ZZ Top’s most manic moment: When a buffalo unleashed the rattlesnakes
On record, ZZ Top have always taken great pleasure in keeping things straightforward. For over 50 years, they’ve existed on a strict diet of no-bullshit blues rock, and they’re likely to take that ethos with them to their graves. I imagine their late bassist, Dusty Hill, is still abiding by this way of thinking from the afterlife, boogying on down to some good ol’ Texan rock and roll with the devil. If he’s not doing that and pouring himself one tot of whiskey on the rocks after another, then he’s disobeying the golden rules that the band lived by.
In a live setting, however, the band were far more extravagant than their music ever let on. It was always a spectacle with ZZ Top, who used to flaunt their incredibly macho personas on stage by parading around in their bejewelled jackets. It was all about rocking out as hard as possible, and even though there was little deviation in the structure of the songs or the lyrical themes of chasing women and frequenting the local watering holes, they always made sure they went the extra mile in their performances.

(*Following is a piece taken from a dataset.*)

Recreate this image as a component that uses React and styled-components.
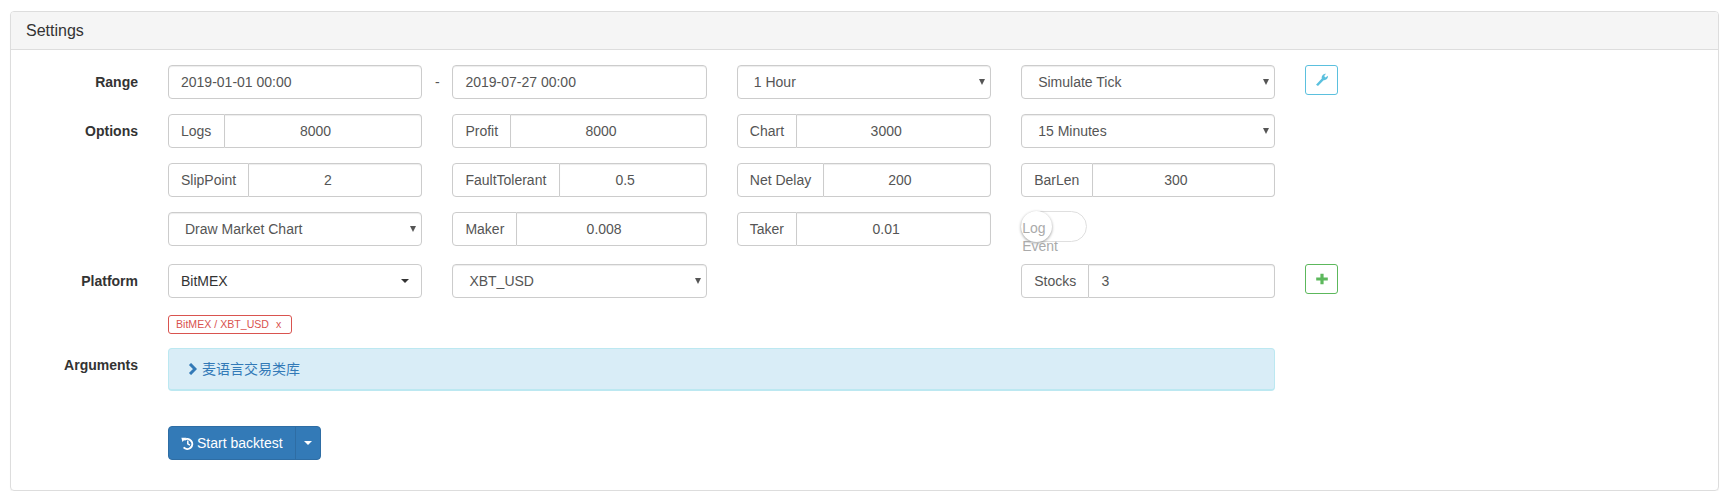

On one occasion, this perhaps went a little too far – even by their standards. In an effort to make their stage show for their fifth album, 1976’s Tejas, even more of a spectacle, they went all out and brought in every hazardous prop imaginable, and ran with the theme of their Texan heritage a tad too much. We’re not just talking pyrotechnics, but we’re talking a stage shaped like the Lonestar State itself, and we’re also talking a zoological assortment of buffalo, vultures and rattlesnakes.
While it might have seemed as though the band were setting themselves up for certain tragedy, things went according to plan for several dates of their tour. There were no fires, no accidental tumbles into the Gulf of Mexico, and no rowdy animals save for their fanbase. The band were performing at the top of their game, and the wild beasts were on their best behaviour.
It wouldn’t take long for things to go awry though, and as frontman Billy Gibbons recalls, “one night one buffalo decided he’d had enough. He rammed two glass cages containing the snakes. Suddenly we had a dozen rattlers crawling around onstage.” The berserk reaction of the buffalo was hardly surprising given their unruly temperament in the wild, and it’s probably fair to say that the band had had it coming with an idea so reckless.
None of the animals that they’d selected were especially safe to be around, and while no injuries happened at the show in question, there could have been plenty of opportunity for casualties with pecking, stampeding and poisoning from the animals they’d brought with them. Even the wranglers they’d brought with them supposedly had a tough time curbing the chaos.
Gibbons still found the whole ordeal amusing rather than a catastrophe, and while he has fond memories of drummer Frank Beard suggesting they played soothing music to calm the snakes – “a stupid idea, ’cause most snakes are deaf” – he decided that the best course of action in the moment was to abscond the scene and let their crew deal with the menagerie. “We didn’t even attempt it,” he recalled. “We just fled and left the roadies to minimise the damage.”